Task prompt = Give all of the lines again, with nothing added or dropped.

Material provided =

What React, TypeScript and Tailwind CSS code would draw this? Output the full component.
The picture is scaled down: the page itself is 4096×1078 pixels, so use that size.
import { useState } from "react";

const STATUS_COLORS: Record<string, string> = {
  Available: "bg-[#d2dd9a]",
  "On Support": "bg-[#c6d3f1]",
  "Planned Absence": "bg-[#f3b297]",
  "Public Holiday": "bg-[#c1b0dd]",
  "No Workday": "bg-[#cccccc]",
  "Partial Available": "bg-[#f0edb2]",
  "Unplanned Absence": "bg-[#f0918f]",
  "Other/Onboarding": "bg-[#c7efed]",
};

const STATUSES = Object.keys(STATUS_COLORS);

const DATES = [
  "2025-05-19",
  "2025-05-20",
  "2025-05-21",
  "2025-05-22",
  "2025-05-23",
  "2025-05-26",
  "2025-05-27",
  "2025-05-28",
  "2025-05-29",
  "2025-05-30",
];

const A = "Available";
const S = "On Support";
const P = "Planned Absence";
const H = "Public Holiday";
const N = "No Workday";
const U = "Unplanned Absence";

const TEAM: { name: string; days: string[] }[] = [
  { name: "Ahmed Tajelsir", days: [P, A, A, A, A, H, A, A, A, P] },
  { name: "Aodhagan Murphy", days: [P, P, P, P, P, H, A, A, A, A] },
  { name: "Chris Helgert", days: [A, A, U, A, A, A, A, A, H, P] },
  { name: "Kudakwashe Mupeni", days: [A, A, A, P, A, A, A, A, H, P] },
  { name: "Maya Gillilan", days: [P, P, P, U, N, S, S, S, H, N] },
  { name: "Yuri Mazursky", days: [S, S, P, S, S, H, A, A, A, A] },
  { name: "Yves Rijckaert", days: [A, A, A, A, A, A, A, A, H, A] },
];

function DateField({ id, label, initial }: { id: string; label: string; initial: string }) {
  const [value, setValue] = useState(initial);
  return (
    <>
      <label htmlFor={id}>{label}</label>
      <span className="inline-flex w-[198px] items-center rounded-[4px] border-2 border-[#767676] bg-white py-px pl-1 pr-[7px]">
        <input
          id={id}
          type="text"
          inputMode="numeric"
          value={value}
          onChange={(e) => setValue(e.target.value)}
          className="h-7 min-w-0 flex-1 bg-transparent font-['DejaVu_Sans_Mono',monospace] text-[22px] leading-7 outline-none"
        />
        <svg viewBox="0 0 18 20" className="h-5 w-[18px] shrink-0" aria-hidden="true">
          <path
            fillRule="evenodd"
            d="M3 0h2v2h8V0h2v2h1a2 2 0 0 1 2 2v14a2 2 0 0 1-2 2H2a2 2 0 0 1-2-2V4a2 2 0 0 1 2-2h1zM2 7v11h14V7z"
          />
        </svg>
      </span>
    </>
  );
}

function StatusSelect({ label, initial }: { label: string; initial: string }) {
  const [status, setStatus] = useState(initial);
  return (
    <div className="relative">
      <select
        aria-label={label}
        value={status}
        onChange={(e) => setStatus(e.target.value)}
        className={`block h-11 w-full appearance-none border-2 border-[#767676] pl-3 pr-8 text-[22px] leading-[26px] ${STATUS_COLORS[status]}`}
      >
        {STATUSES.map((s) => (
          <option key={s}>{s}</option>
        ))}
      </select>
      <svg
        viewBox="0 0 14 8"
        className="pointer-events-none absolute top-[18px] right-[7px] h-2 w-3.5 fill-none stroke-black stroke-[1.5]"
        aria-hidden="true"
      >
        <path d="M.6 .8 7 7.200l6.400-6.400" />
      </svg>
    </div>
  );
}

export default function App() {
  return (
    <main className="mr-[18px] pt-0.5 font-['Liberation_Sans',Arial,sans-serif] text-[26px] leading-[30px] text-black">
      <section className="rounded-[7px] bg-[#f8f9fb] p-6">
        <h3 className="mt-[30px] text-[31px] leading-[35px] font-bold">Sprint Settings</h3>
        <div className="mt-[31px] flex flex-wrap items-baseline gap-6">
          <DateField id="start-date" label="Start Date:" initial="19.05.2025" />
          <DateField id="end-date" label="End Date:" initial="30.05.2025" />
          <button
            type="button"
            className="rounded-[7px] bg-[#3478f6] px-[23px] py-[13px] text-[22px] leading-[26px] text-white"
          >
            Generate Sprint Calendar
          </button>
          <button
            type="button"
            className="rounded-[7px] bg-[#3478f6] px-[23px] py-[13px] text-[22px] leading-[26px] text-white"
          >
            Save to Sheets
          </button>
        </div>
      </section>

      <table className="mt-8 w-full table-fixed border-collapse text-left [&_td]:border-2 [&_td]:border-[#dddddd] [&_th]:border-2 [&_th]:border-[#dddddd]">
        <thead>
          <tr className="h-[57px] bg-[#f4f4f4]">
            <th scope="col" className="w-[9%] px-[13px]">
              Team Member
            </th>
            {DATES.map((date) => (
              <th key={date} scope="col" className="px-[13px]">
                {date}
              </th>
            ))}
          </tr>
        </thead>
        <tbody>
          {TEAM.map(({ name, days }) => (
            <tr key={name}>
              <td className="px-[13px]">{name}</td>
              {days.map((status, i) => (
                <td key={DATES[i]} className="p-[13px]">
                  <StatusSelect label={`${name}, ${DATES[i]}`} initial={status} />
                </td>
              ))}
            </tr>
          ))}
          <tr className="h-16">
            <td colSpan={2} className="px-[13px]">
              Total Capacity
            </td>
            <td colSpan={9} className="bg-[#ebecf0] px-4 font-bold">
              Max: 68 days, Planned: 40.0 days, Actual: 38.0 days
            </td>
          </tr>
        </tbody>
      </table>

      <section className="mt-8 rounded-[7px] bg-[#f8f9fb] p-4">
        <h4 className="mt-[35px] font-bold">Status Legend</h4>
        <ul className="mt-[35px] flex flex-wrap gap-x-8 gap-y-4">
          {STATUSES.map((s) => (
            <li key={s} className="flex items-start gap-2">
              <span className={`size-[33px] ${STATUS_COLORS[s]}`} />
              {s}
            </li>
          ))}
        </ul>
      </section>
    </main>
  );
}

Completed task =
What React, TypeScript and Tailwind CSS code would draw this? Output the full component.
The picture is scaled down: the page itself is 4096×1078 pixels, so use that size.
import { useState } from "react";

const STATUS_COLORS: Record<string, string> = {
  Available: "bg-[#d2dd9a]",
  "On Support": "bg-[#c6d3f1]",
  "Planned Absence": "bg-[#f3b297]",
  "Public Holiday": "bg-[#c1b0dd]",
  "No Workday": "bg-[#cccccc]",
  "Partial Available": "bg-[#f0edb2]",
  "Unplanned Absence": "bg-[#f0918f]",
  "Other/Onboarding": "bg-[#c7efed]",
};

const STATUSES = Object.keys(STATUS_COLORS);

const DATES = [
  "2025-05-19",
  "2025-05-20",
  "2025-05-21",
  "2025-05-22",
  "2025-05-23",
  "2025-05-26",
  "2025-05-27",
  "2025-05-28",
  "2025-05-29",
  "2025-05-30",
];

const A = "Available";
const S = "On Support";
const P = "Planned Absence";
const H = "Public Holiday";
const N = "No Workday";
const U = "Unplanned Absence";

const TEAM: { name: string; days: string[] }[] = [
  { name: "Ahmed Tajelsir", days: [P, A, A, A, A, H, A, A, A, P] },
  { name: "Aodhagan Murphy", days: [P, P, P, P, P, H, A, A, A, A] },
  { name: "Chris Helgert", days: [A, A, U, A, A, A, A, A, H, P] },
  { name: "Kudakwashe Mupeni", days: [A, A, A, P, A, A, A, A, H, P] },
  { name: "Maya Gillilan", days: [P, P, P, U, N, S, S, S, H, N] },
  { name: "Yuri Mazursky", days: [S, S, P, S, S, H, A, A, A, A] },
  { name: "Yves Rijckaert", days: [A, A, A, A, A, A, A, A, H, A] },
];

function DateField({ id, label, initial }: { id: string; label: string; initial: string }) {
  const [value, setValue] = useState(initial);
  return (
    <>
      <label htmlFor={id}>{label}</label>
      <span className="inline-flex w-[198px] items-center rounded-[4px] border-2 border-[#767676] bg-white py-px pl-1 pr-[7px]">
        <input
          id={id}
          type="text"
          inputMode="numeric"
          value={value}
          onChange={(e) => setValue(e.target.value)}
          className="h-7 min-w-0 flex-1 bg-transparent font-['DejaVu_Sans_Mono',monospace] text-[22px] leading-7 outline-none"
        />
        <svg viewBox="0 0 18 20" className="h-5 w-[18px] shrink-0" aria-hidden="true">
          <path
            fillRule="evenodd"
            d="M3 0h2v2h8V0h2v2h1a2 2 0 0 1 2 2v14a2 2 0 0 1-2 2H2a2 2 0 0 1-2-2V4a2 2 0 0 1 2-2h1zM2 7v11h14V7z"
          />
        </svg>
      </span>
    </>
  );
}

function StatusSelect({ label, initial }: { label: string; initial: string }) {
  const [status, setStatus] = useState(initial);
  return (
    <div className="relative">
      <select
        aria-label={label}
        value={status}
        onChange={(e) => setStatus(e.target.value)}
        className={`block h-11 w-full appearance-none border-2 border-[#767676] pl-3 pr-8 text-[22px] leading-[26px] ${STATUS_COLORS[status]}`}
      >
        {STATUSES.map((s) => (
          <option key={s}>{s}</option>
        ))}
      </select>
      <svg
        viewBox="0 0 14 8"
        className="pointer-events-none absolute top-[18px] right-[7px] h-2 w-3.5 fill-none stroke-black stroke-[1.5]"
        aria-hidden="true"
      >
        <path d="M.6 .8 7 7.200l6.400-6.400" />
      </svg>
    </div>
  );
}

export default function App() {
  return (
    <main className="mr-[18px] pt-0.5 font-['Liberation_Sans',Arial,sans-serif] text-[26px] leading-[30px] text-black">
      <section className="rounded-[7px] bg-[#f8f9fb] p-6">
        <h3 className="mt-[30px] text-[31px] leading-[35px] font-bold">Sprint Settings</h3>
        <div className="mt-[31px] flex flex-wrap items-baseline gap-6">
          <DateField id="start-date" label="Start Date:" initial="19.05.2025" />
          <DateField id="end-date" label="End Date:" initial="30.05.2025" />
          <button
            type="button"
            className="rounded-[7px] bg-[#3478f6] px-[23px] py-[13px] text-[22px] leading-[26px] text-white"
          >
            Generate Sprint Calendar
          </button>
          <button
            type="button"
            className="rounded-[7px] bg-[#3478f6] px-[23px] py-[13px] text-[22px] leading-[26px] text-white"
          >
            Save to Sheets
          </button>
        </div>
      </section>

      <table className="mt-8 w-full table-fixed border-collapse text-left [&_td]:border-2 [&_td]:border-[#dddddd] [&_th]:border-2 [&_th]:border-[#dddddd]">
        <thead>
          <tr className="h-[57px] bg-[#f4f4f4]">
            <th scope="col" className="w-[9%] px-[13px]">
              Team Member
            </th>
            {DATES.map((date) => (
              <th key={date} scope="col" className="px-[13px]">
                {date}
              </th>
            ))}
          </tr>
        </thead>
        <tbody>
          {TEAM.map(({ name, days }) => (
            <tr key={name}>
              <td className="px-[13px]">{name}</td>
              {days.map((status, i) => (
                <td key={DATES[i]} className="p-[13px]">
                  <StatusSelect label={`${name}, ${DATES[i]}`} initial={status} />
                </td>
              ))}
            </tr>
          ))}
          <tr className="h-16">
            <td colSpan={2} className="px-[13px]">
              Total Capacity
            </td>
            <td colSpan={9} className="bg-[#ebecf0] px-4 font-bold">
              Max: 68 days, Planned: 40.0 days, Actual: 38.0 days
            </td>
          </tr>
        </tbody>
      </table>

      <section className="mt-8 rounded-[7px] bg-[#f8f9fb] p-4">
        <h4 className="mt-[35px] font-bold">Status Legend</h4>
        <ul className="mt-[35px] flex flex-wrap gap-x-8 gap-y-4">
          {STATUSES.map((s) => (
            <li key={s} className="flex items-start gap-2">
              <span className={`size-[33px] ${STATUS_COLORS[s]}`} />
              {s}
            </li>
          ))}
        </ul>
      </section>
    </main>
  );
}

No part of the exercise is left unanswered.